NASA Has Found An Ingredient Used To Make Household Plastic On Saturn’s Moon, Titan
NASA’s Cassini spacecraft has found a material on Saturn’s moon, Titan, that can be used to make plastic, the space agency said on Monday, adding that it was the definitive detection of such an element on any moon or planet, other than Earth.
According to NASA, Cassini detected a small amount of propylene, a chemical used to make food-storage containers, car bumpers and other consumer products, in Titan’s lower atmosphere. To make the discovery, Cassini used its Composite Infrared Spectrometer, or CIRS, which measures the infrared light, or heat radiation, emitted from Saturn and its moons.
“This measurement was very difficult to make because propylene's weak signature is crowded by related chemicals with much stronger signals,” Michael Flasar, Goddard scientist and principal investigator for CIRS, said in a statement. “This success boosts our confidence that we will find still more chemicals long hidden in Titan's atmosphere.”
Scientists said that propylene is the first molecule to be discovered on Titan using CIRS. According to researchers, they isolated the same signal at various altitudes within the lower atmosphere of Titan and identified propylene with a high degree of confidence.
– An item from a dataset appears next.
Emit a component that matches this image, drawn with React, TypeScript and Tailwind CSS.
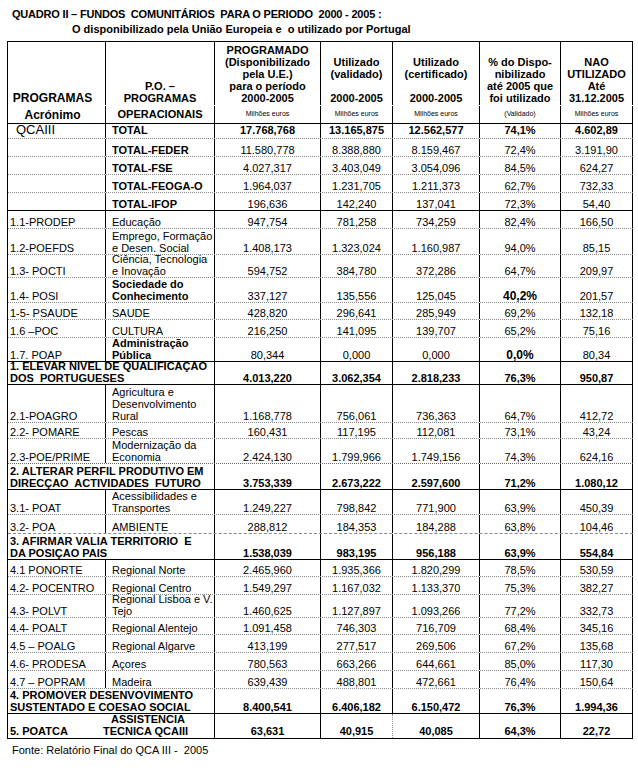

“This chemical is all around us in everyday life, strung together in long chains to form a plastic called polypropylene,” said Conor Nixon, a planetary scientist at NASA and the lead author of a paper, published in the Sept. 30 edition of the Astrophysical Journal Letters. “That plastic container at the grocery store with the recycling code 5 on the bottom -- that's polypropylene.”
According to NASA, it was the Voyager 1 spacecraft that previously identified many of the gases in Titan's cloudy atmosphere as hydrocarbons -- the chemicals that primarily make up petroleum and other fossil fuels on Earth. And, as researchers continued to discover more chemicals in Titan's atmosphere, propylene was found as a result of more detailed analysis of the CIRS data.
Although Cassini's mass spectrometer, a device that looks at the composition of Titan's atmosphere, had hinted earlier that propylene might be present in the upper atmosphere, a positive identification had not been made.
"I am always excited when scientists discover a molecule that has never been observed before in an atmosphere," Scott Edgington, Cassini's deputy project scientist at NASA, said. “This new piece of the puzzle will provide an additional test of how well we understand the chemical zoo that makes up Titan's atmosphere.”